Many studies have been conducted to explore the correlation between different asset classes like currency, commodity, stocks, and stock index, insurance and inflation derivatives and analyze the maximum risk reduction possible with different portfolios and combinations.
The paper analyzed several studies conducted on cross hedging ranging from simple currency and commodity derivatives to complex inflation and insurance derivatives. The methodology used for these studies and also the effectiveness of these techniques have been studied and analyzed. Starting from hedging major currency exposures, with a direct hedge, studies have been done on hedging even minor currencies exposures.

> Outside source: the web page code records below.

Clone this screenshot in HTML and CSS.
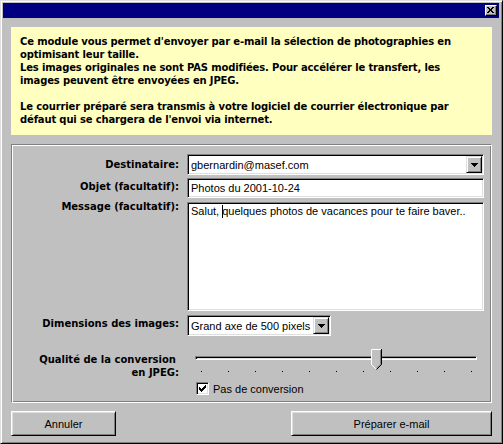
FILE: index.html
```html
<!DOCTYPE html>
<html lang="fr">
<head>
<meta charset="utf-8">
<title>Envoyer par e-mail</title>
<link rel="stylesheet" href="styles.css">
</head>
<body>
<div class="window">
  <div class="titlebar">
    <div class="close-btn">
      <svg width="7" height="6" viewBox="0 0 7 6" shape-rendering="crispEdges">
        <rect x="0" y="0" width="2" height="1" fill="#000"/><rect x="5" y="0" width="2" height="1" fill="#000"/>
        <rect x="1" y="1" width="2" height="1" fill="#000"/><rect x="4" y="1" width="2" height="1" fill="#000"/>
        <rect x="2" y="2" width="3" height="1" fill="#000"/>
        <rect x="2" y="3" width="3" height="1" fill="#000"/>
        <rect x="1" y="4" width="2" height="1" fill="#000"/><rect x="4" y="4" width="2" height="1" fill="#000"/>
        <rect x="0" y="5" width="2" height="1" fill="#000"/><rect x="5" y="5" width="2" height="1" fill="#000"/>
      </svg>
    </div>
  </div>
  <div class="content">
    <div class="info">
      <p>Ce module vous permet d'envoyer par e-mail la sélection de photographies en<br>optimisant leur taille.<br>Les images originales ne sont PAS modifiées. Pour accélérer le transfert, les<br>images peuvent être envoyées en JPEG.</p>
      <p>Le courrier préparé sera transmis à votre logiciel de courrier électronique par<br>défaut qui se chargera de l'envoi via internet.</p>
    </div>
    <div class="group">
      <div class="form">
        <label class="lbl">Destinataire:</label>
        <div class="combo combo-full">
          <span class="value">gbernardin@masef.com</span>
          <span class="drop"><svg width="7" height="4" viewBox="0 0 7 4" shape-rendering="crispEdges"><rect x="0" y="0" width="7" height="1"/><rect x="1" y="1" width="5" height="1"/><rect x="2" y="2" width="3" height="1"/><rect x="3" y="3" width="1" height="1"/></svg></span>
        </div>
        <label class="lbl">Objet (facultatif):</label>
        <div class="field field-objet">Photos du 2001-10-24</div>
        <label class="lbl lbl-top">Message (facultatif):</label>
        <div class="field field-message">Salut, <span class="caret"></span>quelques photos de vacances pour te faire baver..</div>
        <label class="lbl">Dimensions des images:</label>
        <div class="combo combo-small">
          <span class="value">Grand axe de 500 pixels</span>
          <span class="drop"><svg width="7" height="4" viewBox="0 0 7 4" shape-rendering="crispEdges"><rect x="0" y="0" width="7" height="1"/><rect x="1" y="1" width="5" height="1"/><rect x="2" y="2" width="3" height="1"/><rect x="3" y="3" width="1" height="1"/></svg></span>
        </div>
        <label class="lbl lbl-quality"><span class="lbl-line1">Qualité de la conversion</span><br>en JPEG:</label>
        <div class="quality">
          <div class="slider">
            <div class="track"></div>
            <div class="ticks"><i></i><i></i><i></i><i></i><i></i><i></i><i></i><i></i><i></i><i></i><i></i></div>
            <svg class="thumb" width="11" height="21" viewBox="0 0 11 21">
              <polygon points="0.5,0.5 10.5,0.5 10.5,15.5 5.5,20.5 0.5,15.5" fill="#c0c0c0"/>
              <polyline points="0.5,16 0.5,0.5 10,0.5" fill="none" stroke="#fff" stroke-width="1"/>
              <polyline points="0.5,15.5 5,20" fill="none" stroke="#fff" stroke-width="1"/>
              <polyline points="9.5,1 9.5,15.2 5.5,19.2" fill="none" stroke="#808080" stroke-width="1"/>
              <polyline points="10.5,0 10.5,15.5 5.5,20.5" fill="none" stroke="#000" stroke-width="1"/>
            </svg>
          </div>
          <div class="check">
            <span class="box"><svg width="7" height="7" viewBox="0 0 7 7" shape-rendering="crispEdges">
              <rect x="6" y="0" width="1" height="1"/>
              <rect x="5" y="1" width="2" height="1"/>
              <rect x="0" y="2" width="1" height="1"/><rect x="4" y="2" width="3" height="1"/>
              <rect x="0" y="3" width="2" height="1"/><rect x="3" y="3" width="3" height="1"/>
              <rect x="0" y="4" width="5" height="1"/>
              <rect x="1" y="5" width="3" height="1"/>
              <rect x="2" y="6" width="1" height="1"/>
            </svg></span>
            <span>Pas de conversion</span>
          </div>
        </div>
      </div>
    </div>
    <div class="buttons">
      <button class="btn btn-cancel" type="button">Annuler</button>
      <button class="btn btn-send" type="button">Préparer e-mail</button>
    </div>
  </div>
</div>
</body>
</html>
```

FILE: styles.css
```css
html, body {
  margin: 0;
  padding: 0;
}
body {
  width: 503px;
  height: 444px;
  overflow: hidden;
  background: #c0c0c0;
  font-family: "Liberation Sans", Arial, sans-serif;
  font-size: 11px;
  color: #000;
}
.window {
  box-sizing: border-box;
  width: 503px;
  height: 444px;
  background: #c0c0c0;
  border: 1px solid;
  border-color: #dfdfdf #000 #000 #dfdfdf;
  box-shadow: inset 1px 1px 0 #fff, inset -1px -1px 0 #808080;
  padding: 2px 3px 2px 2px;
  display: flex;
  flex-direction: column;
}
.titlebar {
  height: 15px;
  background: #000080;
  display: flex;
  justify-content: flex-end;
  align-items: flex-start;
  flex: none;
}
.close-btn {
  box-sizing: border-box;
  width: 12px;
  height: 11px;
  margin: 2px 2px 0 0;
  background: #c0c0c0;
  border: 1px solid;
  border-color: #fff #000 #000 #fff;
  box-shadow: inset -1px -1px 0 #808080;
  display: flex;
  align-items: center;
  justify-content: center;
}
.close-btn svg { display: block; margin: 0 1px 1px 0; }
.content {
  flex: 1;
  display: flex;
  flex-direction: column;
  padding: 9px 7px 0 8px;
}
.info {
  box-sizing: border-box;
  height: 108px;
  background: #ffffc0;
  padding: 8px 9px 0 9px;
  font-family: "DejaVu Sans", "Liberation Sans", sans-serif;
  font-size: 10px;
  font-weight: bold;
  letter-spacing: -0.15px;
  line-height: 13px;
  white-space: nowrap;
}
.info p { margin: 0 0 13px 0; }
.group {
  box-sizing: border-box;
  height: 259px;
  margin-top: 9px;
  border: 1px solid;
  border-color: #808080 #fff #fff #808080;
  box-shadow: inset 1px 1px 0 #fff, inset -1px -1px 0 #808080;
  padding: 9px 0 0 1px;
}
.form {
  display: grid;
  grid-template-columns: 166px 297px;
  column-gap: 8px;
  align-items: center;
}
.lbl {
  font-family: "DejaVu Sans", "Liberation Sans", sans-serif;
  font-size: 10px;
  font-weight: bold;
  text-align: right;
  white-space: nowrap;
}
.lbl-top { align-self: start; padding-top: 3px; }
.lbl-quality { align-self: start; margin-top: 17px; line-height: 13px; }
.lbl-line1 { padding-right: 3px; }
.combo, .field {
  box-sizing: border-box;
  background: #fff;
  border: 1px solid;
  border-color: #808080 #fff #fff #808080;
  box-shadow: inset 1px 1px 0 #000, inset -1px -1px 0 #dfdfdf;
  white-space: nowrap;
}
.combo {
  height: 21px;
  display: flex;
  align-items: center;
  padding: 1px;
}
.combo .value { flex: 1; padding-left: 2px; }
.combo-small { width: 144px; margin-top: 4px; }
.drop {
  box-sizing: border-box;
  width: 16px;
  height: 17px;
  background: #c0c0c0;
  border: 1px solid;
  border-color: #dfdfdf #000 #000 #dfdfdf;
  box-shadow: inset 1px 1px 0 #fff, inset -1px -1px 0 #808080;
  display: flex;
  align-items: center;
  justify-content: center;
}
.drop svg { display: block; fill: #000; margin-top: 1px; }
.field { padding: 2px 3px; }
.field-objet { height: 20px; margin-top: 3px; line-height: 14px; }
.field-message { height: 109px; margin-top: 4px; line-height: 13px; }
.caret {
  display: inline-block;
  width: 1px;
  height: 13px;
  background: #000;
  vertical-align: -3px;
  margin-right: -1px;
}
.quality {
  margin-top: 13px;
  display: flex;
  flex-direction: column;
}
.slider {
  position: relative;
  height: 24px;
}
.track {
  position: absolute;
  left: 8px;
  top: 7px;
  box-sizing: border-box;
  width: 282px;
  height: 4px;
  border: 1px solid;
  border-color: #808080 #fff #fff #808080;
  box-shadow: inset 1px 1px 0 #000, inset -1px -1px 0 #dfdfdf;
}
.ticks {
  position: absolute;
  left: 14px;
  top: 22px;
  width: 271px;
  display: flex;
  justify-content: space-between;
}
.ticks i { display: block; width: 1px; height: 1px; background: #000; }
.thumb {
  position: absolute;
  left: 184px;
  top: 0;
  display: block;
}
.check {
  display: flex;
  align-items: center;
  margin-top: 9px;
  padding-left: 9px;
}
.box {
  box-sizing: border-box;
  width: 13px;
  height: 13px;
  background: #fff;
  border: 1px solid;
  border-color: #808080 #fff #fff #808080;
  box-shadow: inset 1px 1px 0 #000, inset -1px -1px 0 #dfdfdf;
  display: flex;
  align-items: center;
  justify-content: center;
  margin-right: 4px;
}
.box svg { display: block; fill: #000; }
.buttons {
  display: flex;
  justify-content: space-between;
  margin-top: 8px;
}
.btn {
  box-sizing: border-box;
  height: 25px;
  background: #c0c0c0;
  border: 1px solid;
  border-color: #fff #000 #000 #fff;
  box-shadow: inset 1px 1px 0 #dfdfdf, inset -1px -1px 0 #808080;
  font-family: "Liberation Sans", Arial, sans-serif;
  font-size: 11px;
  color: #000;
  padding: 0;
  margin: 0;
}
.btn-cancel { width: 105px; }
.btn-send { width: 201px; }
```
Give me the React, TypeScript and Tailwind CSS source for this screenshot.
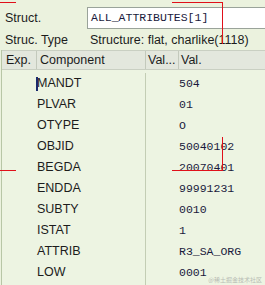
const rows = [
  ["MANDT", "504"],
  ["PLVAR", "01"],
  ["OTYPE", "O"],
  ["OBJID", "50040102"],
  ["BEGDA", "20070401"],
  ["ENDDA", "99991231"],
  ["SUBTY", "0010"],
  ["ISTAT", "1"],
  ["ATTRIB", "R3_SA_ORG"],
  ["LOW", "0001"],
];

export default function App() {
  return (
    <div className="relative w-[265px] h-[285px] overflow-hidden bg-[#ebf2de] text-[#1c1c1c] font-['Liberation_Sans',Arial,sans-serif] text-[12.5px] leading-none">
      {/* header fields */}
      <div className="flex items-center h-[22px] mt-[7px]">
        <span className="w-[87px] pl-[5px]">Struct.</span>
        <div className="flex-1 h-[22px] bg-white border border-[#9aa39a] border-r-0 flex items-center pl-[3px] font-['Liberation_Mono',monospace] text-[11.5px] text-[#1a1a3c]">
          ALL_ATTRIBUTES[1]
        </div>
      </div>
      <div className="flex items-center h-[18px] mt-[2px]">
        <span className="w-[90px] pl-[5px]">Struc. Type</span>
        <span>Structure: flat, charlike(1118)</span>
      </div>

      {/* table */}
      <div className="mt-px ml-px border-l border-[#b8c6a6] h-[300px] bg-[#edf4e2]">
        <div className="grid grid-cols-[35px_109px_33px_1fr] h-[20px] bg-[#e3e7dd] border-t border-b border-[#c9cfc2]">
          <div className="pl-[4px] flex items-center border-r border-[#c3c9bc]">Exp.</div>
          <div className="pl-[3px] flex items-center border-r border-[#c3c9bc]">Component</div>
          <div className="pl-[2px] flex items-center border-r border-[#c3c9bc]">Val...</div>
          <div className="pl-[2px] flex items-center">Val.</div>
        </div>
        <div className="grid grid-cols-[144px_1fr] pt-[3px]">
          <div className="border-r border-[#c3cdb4] flex flex-col h-[230px]">
            {rows.map(([name], i) => (
              <div key={name} className="h-[21px] flex items-center pl-[35px]">
                {i === 0 && <span className="absolute w-[2px] h-[14px] -ml-px bg-[#1a2a6c]" />}
                {name}
              </div>
            ))}
          </div>
          <div className="flex flex-col">
            {rows.map(([name, val]) => (
              <div key={name} className="h-[21px] flex items-center pl-[33px] font-['Liberation_Mono',monospace] text-[11.5px] text-[#1a1a3c]">
                {val}
              </div>
            ))}
          </div>
        </div>
      </div>

      {/* red annotation marks */}
      <div className="absolute left-0 top-[2px] w-[16px] h-px bg-[#e0101a]" />
      <div className="absolute left-[172px] top-[2px] w-[51px] h-px bg-[#e0101a]" />
      <div className="absolute left-[222px] top-[2px] w-px h-[42px] bg-[#e0101a]" />
      <div className="absolute left-0 top-[170px] w-[16px] h-px bg-[#e0101a]" />
      <div className="absolute left-[172px] top-[170px] w-[51px] h-px bg-[#e0101a]" />
      <div className="absolute left-[222px] top-[137px] w-px h-[34px] bg-[#e0101a]" />

      <span className="absolute right-[3px] bottom-[2px] text-[6px] text-[#b8bcb4] font-['Noto_Sans_CJK_SC',sans-serif]">@稀土掘金技术社区</span>
    </div>
  );
}
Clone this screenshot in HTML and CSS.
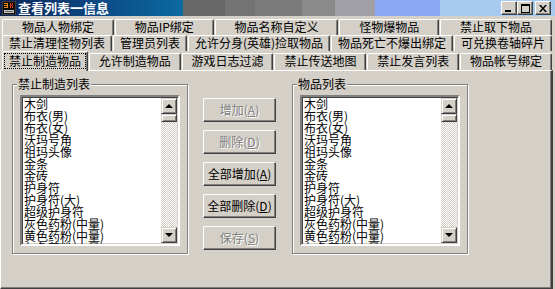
FILE: index.html
```html
<!DOCTYPE html>
<html lang="zh-CN">
<head>
<meta charset="utf-8">
<title>查看列表一信息</title>
<link rel="stylesheet" href="styles.css">
</head>
<body>
<div class="window">
  <div class="titlebar">
    <svg class="app-icon" width="14" height="14" viewBox="0 0 14 14">
      <rect x="0" y="0" width="14" height="14" fill="#3a3a3a"/>
      <rect x="1" y="1" width="12" height="12" fill="#0c0c0c"/>
      <rect x="2" y="2" width="4" height="1" fill="#f08a20"/>
      <rect x="5" y="3" width="1" height="4" fill="#f08a20"/>
      <rect x="2" y="4" width="3" height="1" fill="#f08a20"/>
      <rect x="2" y="6" width="4" height="1" fill="#f08a20"/>
      <rect x="8" y="2" width="1" height="5" fill="#e04020"/>
      <rect x="9" y="4" width="1" height="1" fill="#e04020"/>
      <rect x="10" y="2" width="1" height="2" fill="#e04020"/>
      <rect x="10" y="5" width="1" height="2" fill="#e04020"/>
      <rect x="2" y="9" width="10" height="3" fill="#c8c8c8"/>
      <rect x="3" y="10" width="8" height="1" fill="#606060"/>
    </svg>
    <span class="title">查看列表一信息</span>
    <div class="caption-buttons">
      <div class="cap"><span class="g-min"></span></div>
      <div class="cap"><span class="g-max"></span></div>
      <div class="cap cap-close">
        <svg width="8" height="7" viewBox="0 0 8 7"><path d="M0 0h2l2 2.5L6 0h2L5 3.5 8 7H6L4 4.5 2 7H0l3-3.5z" fill="#000"/></svg>
      </div>
    </div>
  </div>

  <div class="tabs">
    <div class="tab-row">
      <div class="tab">物品人物绑定</div>
      <div class="tab">物品IP绑定</div>
      <div class="tab">物品名称自定义</div>
      <div class="tab">怪物爆物品</div>
      <div class="tab">禁止取下物品</div>
    </div>
    <div class="tab-row">
      <div class="tab">禁止清理怪物列表</div>
      <div class="tab">管理员列表</div>
      <div class="tab">允许分身(英雄)捡取物品</div>
      <div class="tab">物品死亡不爆出绑定</div>
      <div class="tab">可兑换卷轴碎片</div>
    </div>
    <div class="tab-row tab-row-front">
      <div class="tab tab-active"><span class="focus">禁止制造物品</span></div>
      <div class="tab">允许制造物品</div>
      <div class="tab">游戏日志过滤</div>
      <div class="tab">禁止传送地图</div>
      <div class="tab">禁止发言列表</div>
      <div class="tab">物品帐号绑定</div>
    </div>
  </div>

  <div class="panel">
    <div class="content">
      <fieldset class="group">
        <legend>禁止制造列表</legend>
        <div class="listbox">
          <div class="items">
            <div>木剑</div>
            <div>布衣(男)</div>
            <div>布衣(女)</div>
            <div>沃玛号角</div>
            <div>祖玛头像</div>
            <div>金条</div>
            <div>金砖</div>
            <div>护身符</div>
            <div>护身符(大)</div>
            <div>超级护身符</div>
            <div>灰色药粉(中量)</div>
            <div>黄色药粉(中量)</div>
            <div>灰色药粉(大量)</div>
          </div>
          <div class="scrollbar">
            <div class="sb-btn"><span class="arrow-up"></span></div>
            <div class="sb-thumb"></div>
            <div class="sb-track"></div>
            <div class="sb-btn"><span class="arrow-down"></span></div>
          </div>
        </div>
      </fieldset>

      <div class="btn-col">
        <div class="btn disabled">增加(<u>A</u>)</div>
        <div class="btn disabled">删除(<u>D</u>)</div>
        <div class="btn">全部增加(<u>A</u>)</div>
        <div class="btn">全部删除(<u>D</u>)</div>
        <div class="btn disabled">保存(<u>S</u>)</div>
      </div>

      <fieldset class="group">
        <legend>物品列表</legend>
        <div class="listbox">
          <div class="items">
            <div>木剑</div>
            <div>布衣(男)</div>
            <div>布衣(女)</div>
            <div>沃玛号角</div>
            <div>祖玛头像</div>
            <div>金条</div>
            <div>金砖</div>
            <div>护身符</div>
            <div>护身符(大)</div>
            <div>超级护身符</div>
            <div>灰色药粉(中量)</div>
            <div>黄色药粉(中量)</div>
            <div>灰色药粉(大量)</div>
          </div>
          <div class="scrollbar">
            <div class="sb-btn"><span class="arrow-up"></span></div>
            <div class="sb-thumb"></div>
            <div class="sb-track"></div>
            <div class="sb-btn"><span class="arrow-down"></span></div>
          </div>
        </div>
      </fieldset>
    </div>
  </div>
</div>
</body>
</html>
```

FILE: styles.css
```css
* { box-sizing: border-box; }

html, body {
  margin: 0;
  padding: 0;
  background: #d4d0c8;
}

body {
  font-family: "Noto Sans CJK SC", "Noto Sans", sans-serif;
  font-size: 12px;
  color: #000;
  width: 555px;
  height: 289px;
  overflow: hidden;
}

.window {
  width: 555px;
  height: 289px;
  display: flex;
  flex-direction: column;
}

/* ---------- title bar ---------- */
.titlebar {
  height: 16px;
  flex: none;
  display: flex;
  align-items: center;
  padding-left: 2px;
  background: linear-gradient(to right,
    #0a2456 0px, #0b4a86 100px, #0b6aa0 183px,
    #686868 183px, #686868 225px,
    #737373 225px, #737373 255px,
    #7b7b7b 255px, #7b7b7b 302px,
    #8a8a8a 302px, #8a8a8a 335px,
    #a0a0a6 335px, #a0a0a6 375px,
    #8aa8f6 375px, #8aa8f6 440px,
    #a6caf0 440px);
}

.app-icon {
  display: block;
  flex: none;
}

.title {
  margin-left: 2px;
  color: #fff;
  font-weight: bold;
  font-size: 13px;
  line-height: 16px;
  white-space: nowrap;
}

.caption-buttons {
  margin-left: auto;
  display: flex;
  padding-right: 4px;
}

.cap {
  width: 16px;
  height: 14px;
  background: #d4d0c8;
  border: 1px solid;
  border-color: #fff #404040 #404040 #fff;
  box-shadow: inset -1px -1px 0 #808080;
  position: relative;
  display: flex;
  align-items: center;
  justify-content: center;
}

.cap-close { margin-left: 2px; }

.g-min {
  position: absolute;
  left: 3px;
  bottom: 2px;
  width: 6px;
  height: 2px;
  background: #000;
}

.g-max {
  width: 9px;
  height: 9px;
  border: 1px solid #000;
  border-top-width: 2px;
}

/* ---------- tabs ---------- */
.tabs {
  margin-top: 3px;
  flex: none;
}

.tab-row {
  display: flex;
  gap: 1px;
  height: 16px;
  padding: 0 3px 0 2px;
}

.tab {
  flex: 1 1 auto;
  padding: 0 5px;
  background: #d4d0c8;
  border-top: 1px solid #fff;
  border-left: 1px solid #fff;
  border-right: 1px solid #404040;
  box-shadow: inset -1px 0 0 #808080;
  border-radius: 2px 2px 0 0;
  text-align: center;
  line-height: 14px;
  white-space: nowrap;
}

.tab-row-front {
  height: 19px;
  padding-top: 2px;
}

.tab-active {
  margin-top: -2px;
  margin-bottom: -1px;
  position: relative;
  z-index: 1;
  padding: 1px 1px 0;
}

.focus {
  display: block;
  border: 1px dotted #000;
  line-height: 14px;
}

/* ---------- panel ---------- */
.panel {
  width: 553px;
  flex: 1;
  border-top: 1px solid #fff;
  border-left: 1px solid #fff;
  border-right: 2px solid #404040;
  border-bottom: 1px solid #404040;
  box-shadow: inset -1px -1px 0 #808080;
}

.content {
  display: flex;
  align-items: flex-start;
  padding: 7px 0 0 11px;
}

.group {
  width: 176px;
  margin: 0;
  padding: 5px 6px 7px 7px;
  border: 1px solid #808080;
  box-shadow: 1px 1px 0 #fff, inset 1px 1px 0 #fff;
  min-width: 0;
}

.group legend {
  padding: 0 1px;
  margin-left: -3px;
  line-height: 12px;
  font-size: 12px;
  background: #d4d0c8;
}

.listbox {
  width: 160px;
  height: 151px;
  background: #fff;
  border: 2px solid;
  border-color: #808080 #fff #fff #808080;
  box-shadow: inset 1px 1px 0 #404040, inset -1px -1px 0 #d4d0c8;
  display: flex;
  overflow: hidden;
}

.items {
  flex: 1;
  padding: 1px 0 0 2px;
  line-height: 12px;
  font-size: 12px;
  white-space: nowrap;
  overflow: hidden;
}

.scrollbar {
  width: 16px;
  flex: none;
  display: flex;
  flex-direction: column;
  margin: 1px 1px 1px 0;
}

.sb-btn, .sb-thumb {
  background: #d4d0c8;
  border: 1px solid;
  border-color: #d4d0c8 #404040 #404040 #d4d0c8;
  box-shadow: inset 1px 1px 0 #fff, inset -1px -1px 0 #808080;
  display: flex;
  align-items: center;
  justify-content: center;
}

.sb-btn { height: 16px; flex: none; }
.sb-thumb { height: 8px; flex: none; }

.sb-track {
  flex: 1;
  background: repeating-conic-gradient(#fff 0 25%, #d4d0c8 0 50%) 0 0 / 2px 2px;
}

.arrow-up, .arrow-down {
  width: 0;
  height: 0;
  border-left: 4px solid transparent;
  border-right: 4px solid transparent;
}
.arrow-up { border-bottom: 4px solid #000; }
.arrow-down { border-top: 4px solid #000; }

/* ---------- buttons ---------- */
.btn-col {
  display: flex;
  flex-direction: column;
  gap: 8px;
  padding-top: 20px;
  margin: 0 16px 0 15px;
}

.btn {
  width: 73px;
  height: 24px;
  background: #d4d0c8;
  border: 1px solid;
  border-color: #fff #404040 #404040 #fff;
  box-shadow: inset -1px -1px 0 #808080;
  text-align: center;
  line-height: 21px;
  font-size: 12px;
  white-space: nowrap;
}

.btn.disabled {
  color: #808080;
  text-shadow: 1px 1px 0 #fff;
}
```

Studies have also shown that cross hedging has been done between foreign currency and a third currency where a triangular parity condition existed between home, foreign and third currency, since, no hedging instrument was available with the home currency.
According to the research paper, cross hedging has also been conducted on various commodities like US Hay, New Mexico Alfalfa Hay with corn futures; between fishmeal and soyabean meal and corn futures; ethanol with unleaded gasoline futures; jet fuel price risk with crude oil, Brent, WTI, heating oil and gasoil futures; winter canola with soyabean oil futures to name a few. Researchers have even explored conducting cross currency-commodity hedging in case of strong correlation between currency and commodity.
Overall, the idea has been to select an asset with a strong correlation and which ultimately reduces the hedging cost.